In such a force combining Infantry and Armor branches into 'Maneuver', integrating females into all branches, and creating units serving much more as force providers than deployable elements makes total sense.

I'm not convinced you gain more than you lose with those paradigms but I think it gives an interesting strategic driver to the decisions being made vice the common argument our leaders are just 'politically correct.' Which, of course, is not mutually exclusive from the other strategic motivations.
So big Army becomes SF?
 
Very good speech, but I see it as him trying to turn war into COD: Advanced Warfare and the like, which may or may not be very far off. I obviously don't know enough about warfare or technology to determine the future, but it is unbelievably interesting to contemplate.
 
Sometimes you need a guy to climb down a hole and slay the enemy where he is. Nothing culturally sensitive about that.
 
@TLDR20 I think that's definitely one of the weaknesses of the strategic concept. I'd take it even further, we need units that have trained and operated together to be able to deploy, locate, close with, and destroy the enemy through combined arms operations. You can't create that mix-matching personnel and disaggregating units to the nth degree almost regardless of their individual quality and capabilities.
 
The MEUs spend six months training up and working together before they deploy. Task-organized units always perform better than administratively-organized units.
 
I think he's on the right track, but takes too much at face value. Nearly every OPORD or mission statement has the line about conducting full spectrum operations. Intellectually deficient leaders will pay lip service to a "new" concept because they believe they already possess that capability. We double down on those intellectual and ethical failures by believing we won in Iraq or Afghanistan, but even worse when we utter the lie "We were winning when I left." If we lack the honesty to address our failures then we cannot move forward because our "house" is predicated upon falsehoods.

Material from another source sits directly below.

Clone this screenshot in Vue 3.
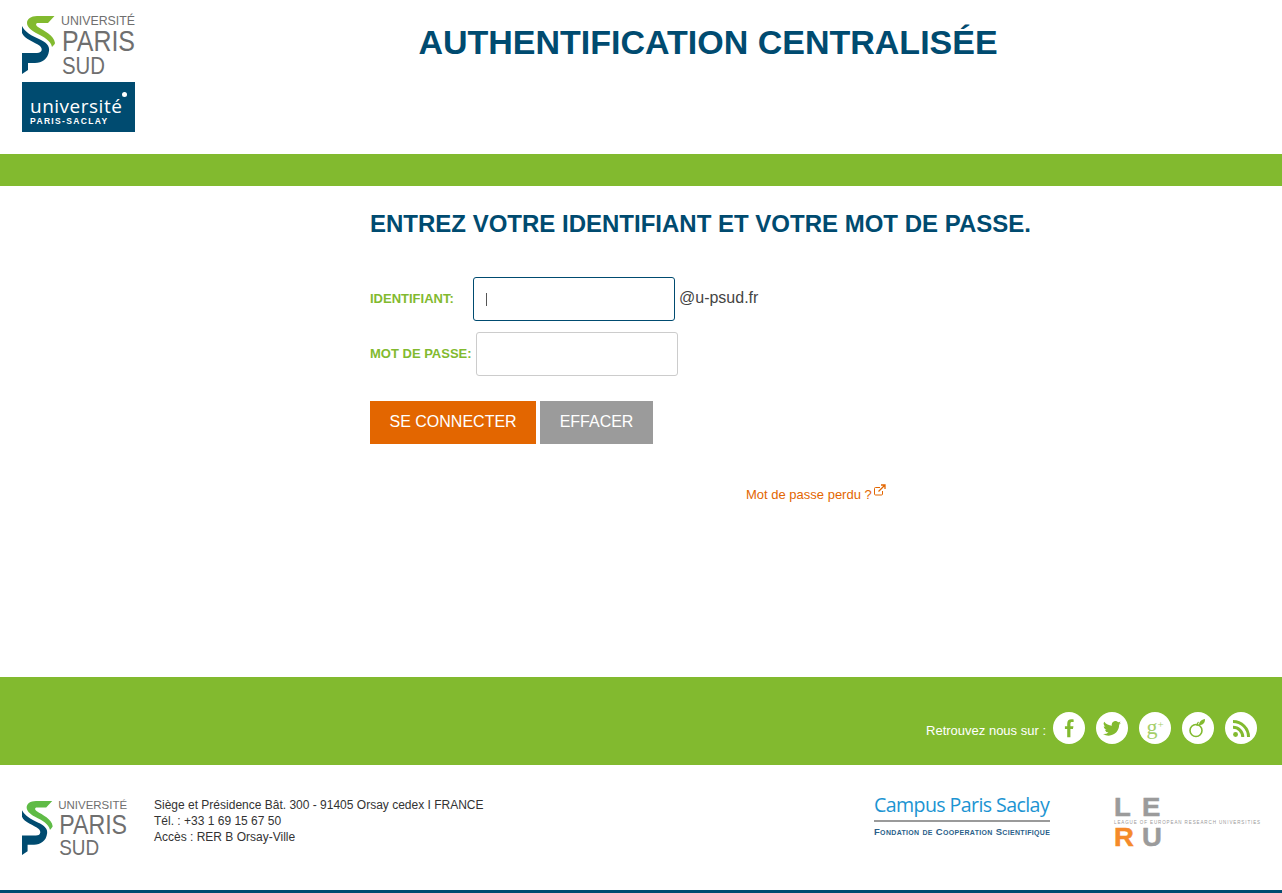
<script setup>
const address = ['Siège et Présidence Bât. 300 - 91405 Orsay cedex I FRANCE', 'Tél. : +33 1 69 15 67 50', 'Accès : RER B Orsay-Ville']
const greenS = 'M32.500 1L26 8H16C14 8 13 10 16 12C22 16 32 20 33 28C33 29 31 31 30 32C29 26 22 22 14 18C8 15 5 11 5 8C5 4 9 1 15 1Z'
const blueS = 'M0 11C3 17 10 21 17 24C24 27 28 31 27 36C26 44 20 48 13 48H6V55L0 59V38H15C20 38 21 34 18 31C13 27 2 24 0 18Z'
</script>

<template>
  <div class="page">
    <header class="head">
      <div class="logos">
        <svg class="psud" width="114" height="60" viewBox="0 0 114 60">
          <path fill="#82ba2f" :d="greenS" />
          <path fill="#004b70" :d="blueS" />
          <text x="39" y="10" class="t1" textLength="74" lengthAdjust="spacingAndGlyphs">UNIVERSITÉ</text>
          <text x="40" y="36" class="t2" textLength="73" lengthAdjust="spacingAndGlyphs">PARIS</text>
          <text x="40" y="59" class="t3" textLength="43" lengthAdjust="spacingAndGlyphs">SUD</text>
        </svg>
        <div class="saclay">
          <span class="s1">université</span>
          <span class="s2">PARIS-SACLAY</span>
          <i class="dot"></i>
        </div>
      </div>
      <h1>AUTHENTIFICATION CENTRALISÉE</h1>
    </header>
    <div class="band"></div>
    <main class="main">
      <h2>ENTREZ VOTRE IDENTIFIANT ET VOTRE MOT DE PASSE.</h2>
      <div class="row r1">
        <label class="lab w1">IDENTIFIANT:</label>
        <div class="input focus"><i class="caret"></i></div>
        <span class="suffix">@u-psud.fr</span>
      </div>
      <div class="row r2">
        <label class="lab">MOT DE PASSE:</label>
        <div class="input"></div>
      </div>
      <div class="btns">
        <button class="btn orange">SE CONNECTER</button>
        <button class="btn grey">EFFACER</button>
      </div>
      <a class="lost">Mot de passe perdu ?<svg width="12" height="12" viewBox="0 0 12 12" fill="none" stroke="#e36600"><path d="M8.500 7v3a1 1 0 0 1-1 1h-6a1 1 0 0 1-1-1V4.500a1 1 0 0 1 1-1H6" /><path d="M4.500 7.500L10.500 1.500M7 1h4v4" stroke-width="1.300" /></svg></a>
    </main>
    <section class="social">
      <span class="follow">Retrouvez nous sur :</span>
      <a class="ic">
        <svg width="11" height="20" viewBox="0 0 12 20"><path fill="#82ba2f" d="M3.500 20V11H1V8H3.500V5.500C3.500 2 5.200 .5 8 .5C9.200 .5 10 .6 10.500 .7V3.500H8.800C7.400 3.500 7 4.200 7 5.400V8H10.300L9.800 11H7V20Z" /></svg>
      </a>
      <a class="ic">
        <svg width="18" height="15" viewBox="0 0 24 20"><path fill="#82ba2f" d="M24 2.400a10 10 0 0 1-2.800.8A5 5 0 0 0 23.300.5a10 10 0 0 1-3.100 1.200A4.900 4.900 0 0 0 11.800 6.200 14 14 0 0 1 1.700.9a4.900 4.900 0 0 0 1.500 6.600 5 5 0 0 1-2.200-.6c0 2.400 1.700 4.400 3.900 4.900a5 5 0 0 1-2.200.1 4.900 4.900 0 0 0 4.600 3.400A9.900 9.900 0 0 1 0 17.300 14 14 0 0 0 7.500 19.500c9.100 0 14.300-7.700 14-14.600A10 10 0 0 0 24 2.400z" /></svg>
      </a>
      <a class="ic"><span class="gp">g<sup>+</sup></span></a>
      <a class="ic">
        <svg width="22" height="22" viewBox="0 0 22 22" fill="none"><circle cx="9" cy="13.500" r="6" stroke="#82ba2f" stroke-width="1.600" /><path stroke="#82ba2f" stroke-width="1.200" d="M10 9C10 7 10.500 6 11.500 5" /><path fill="#82ba2f" d="M12 8C12 4.500 14.500 2.500 18 2C18 6 16 8 12 8Z" /></svg>
      </a>
      <a class="ic">
        <svg width="17" height="17" viewBox="0 0 16 16" fill="none" stroke="#82ba2f" stroke-width="2.800"><circle cx="2.400" cy="13.600" r="2.300" fill="#82ba2f" stroke="none" /><path d="M0 6.800a9.200 9.200 0 0 1 9.200 9.200" /><path d="M0 1.400a14.600 14.600 0 0 1 14.600 14.600" /></svg>
      </a>
    </section>
    <footer class="foot">
      <svg class="psud2" width="106" height="56" viewBox="0 0 114 60">
        <path fill="#5fbb46" :d="greenS" />
        <path fill="#004b70" :d="blueS" />
        <text x="39" y="10" class="t1" textLength="74" lengthAdjust="spacingAndGlyphs">UNIVERSITÉ</text>
        <text x="40" y="36" class="t2" textLength="73" lengthAdjust="spacingAndGlyphs">PARIS</text>
        <text x="40" y="59" class="t3" textLength="43" lengthAdjust="spacingAndGlyphs">SUD</text>
      </svg>
      <address class="addr">
        <span v-for="l in address" :key="l">{{ l }}</span>
      </address>
      <div class="campus">
        <span class="c1">Campus Paris Saclay</span>
        <span class="c2">Fondation de Cooperation Scientifique</span>
      </div>
      <div class="leru">
        <div class="lr"><b>L</b><b>E</b></div>
        <span class="lt">LEAGUE OF EUROPEAN RESEARCH UNIVERSITIES</span>
        <div class="lr"><b class="or">R</b><b>U</b></div>
      </div>
    </footer>
  </div>
</template>

<style>
body { margin: 0; background: #fff; }
</style>

<style scoped>
.page { width: 1282px; height: 893px; display: flex; flex-direction: column; font-family: "Liberation Sans", Arial, sans-serif; color: #333; overflow: hidden; }
.head { height: 154px; display: flex; padding-left: 22px; box-sizing: border-box; }
.logos { width: 113px; padding-top: 15px; display: flex; flex-direction: column; gap: 7px; }
.psud { display: block; overflow: visible; }
.t1 { font: 400 12.400px "Liberation Sans", sans-serif; fill: #6f6f6f; }
.t2 { font: 400 29px "Liberation Sans", sans-serif; fill: #6f6f6f; }
.t3 { font: 400 24px "Liberation Sans", sans-serif; fill: #6f6f6f; }
.saclay { position: relative; height: 50px; background: #004b70; color: #fff; display: flex; flex-direction: column; padding: 15px 0 0 8px; box-sizing: border-box; }
.s1 { font: 400 19px/19px "Open Sans", sans-serif; letter-spacing: .5px; }
.s2 { font: 700 8.500px/10px "Liberation Sans", sans-serif; letter-spacing: 1.350px; }
.dot { position: absolute; top: 10px; left: 100px; width: 5px; height: 5px; border-radius: 50%; background: #fff; }
h1 { margin: 21px 0 0; width: 1146px; text-align: center; font-size: 34px; line-height: 42px; font-weight: 700; color: #004b70; }
.band { height: 32px; background: #82ba2f; }
.main { flex: 1; box-sizing: border-box; padding: 24px 0 0 370px; display: flex; flex-direction: column; align-items: flex-start; }
h2 { margin: 0 0 39px; font-size: 24px; line-height: 28px; font-weight: 700; color: #004b70; white-space: nowrap; }
.row { display: flex; align-items: center; }
.r1 { height: 44px; margin-bottom: 11px; }
.r2 { height: 44px; }
.lab { font-size: 13px; font-weight: 700; color: #82ba2f; margin: -2px 4px 0 0; white-space: nowrap; }
.w1 { width: 98px; margin-right: 5px; }
.input { width: 202px; height: 44px; box-sizing: border-box; border: 1px solid #ccc; border-radius: 3px; background: #fff; display: flex; align-items: center; padding-left: 12px; }
.focus { border-color: #004b70; }
.caret { width: 1px; height: 13px; background: #555; }
.suffix { margin: -3px 0 0 4px; font-size: 16px; color: #444; }
.btns { margin-top: 25px; display: flex; gap: 4px; }
.btn { height: 43px; border: 0; padding: 0 19.500px 2px; font: 400 16px "Liberation Sans", sans-serif; color: #fff; }
.orange { background: #e36600; }
.grey { background: #9b9b9b; }
.lost { margin: 43px 0 0 376px; font-size: 13px; line-height: 16px; color: #e36600; display: flex; align-items: flex-start; gap: 2px; }
.lost svg { margin-top: -3px; }
.social { height: 88px; background: #82ba2f; display: flex; align-items: center; justify-content: flex-end; padding: 14px 25px 0 0; box-sizing: border-box; gap: 11px; }
.follow { font-size: 13px; color: #fff; margin-right: -4px; margin-top: 5px; }
.ic { width: 32px; height: 32px; border-radius: 50%; background: #fff; display: flex; align-items: center; justify-content: center; color: #82ba2f; }
.gp { font: 400 22px/1 "Liberation Serif", serif; margin-top: -2px; color: #a5cf6a; }
.gp sup { font-size: 11px; vertical-align: 6px; line-height: 0; }
.foot { height: 128px; box-sizing: border-box; border-bottom: 3px solid #004b70; padding-left: 22px; display: flex; align-items: flex-start; position: relative; }
.psud2 { margin-top: 35px; flex: none; overflow: visible; }
.addr { margin: 32px 0 0 26px; font-style: normal; font-size: 12px; line-height: 16px; display: flex; flex-direction: column; color: #333; width: 720px; }
.campus { width: 176px; margin: 27px 0 0 0; display: flex; flex-direction: column; }
.c1 { font: 400 19.600px/25px "Open Sans", sans-serif; color: #1c94d2; letter-spacing: -.6px; white-space: nowrap; border-bottom: 2px solid #9a9a9a; padding-bottom: 3px; }
.c2 { font: 700 9.500px/10px "Liberation Sans", sans-serif; font-variant: small-caps; color: #2b5f8a; margin-top: 5px; white-space: nowrap; letter-spacing: .32px; }
.leru { margin: 32px 0 0 64px; width: 146px; }
.lr { display: flex; height: 20px; }
.lr b { width: 28px; font: 700 25px/20px "Liberation Sans", sans-serif; color: #9b9b9b; transform: scaleX(1.100); transform-origin: left; -webkit-text-stroke: .5px currentColor; }
.lr .or { color: #f58a2a; }
.lt { display: block; font: 400 4.500px/10px "Liberation Sans", sans-serif; letter-spacing: .9px; color: #999; white-space: nowrap; position: relative; top: 1px; }
</style>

He's very right in that combined arms is the basis for every contingency. If you can't execute that 80% then the other 20 will fall apart. The problem then becomes knowing when to move from one mission set to another.

I thought his comments about technology and Eisenhower were ironic. I guess he forgot about the Hurtgen forest and battles through the winter of 44-45. We fought a war of attrition, not one of technology. Our tanks were never superior to the German's, but we had a lot of them...quantity has a quality all its own. Technology isn't a panacea. His revelation that the Soviets fight in echelons was known to us since...the 40's. That isn't something we discovered in the 70's.

He makes some great points, but I think he's overstating our ability to change and adapt. All through the 90's the buzz was about "low intensity conflict," Somalia and the Balkans demonstrated that, yet less than a decade later in Afghanistan our leaders were gobsmacked by the irregular nature of warfare. Even during the Surge commanders, despite all of our talk about modular brigades, still deployed fobbits in droves because they are a part of the brigade, not because of their need.

The failure is one of blood. So long as our leaders are fighting for OER bullets, fiefdoms, and the next pay grade, we can't trust them to execute any doctrine that isn't in line with their career ambitions. They will manipulate and scam the system for their own good while masquerading behind a generic mission statement.

The 1's and 0's won't matter unless we first address the human component.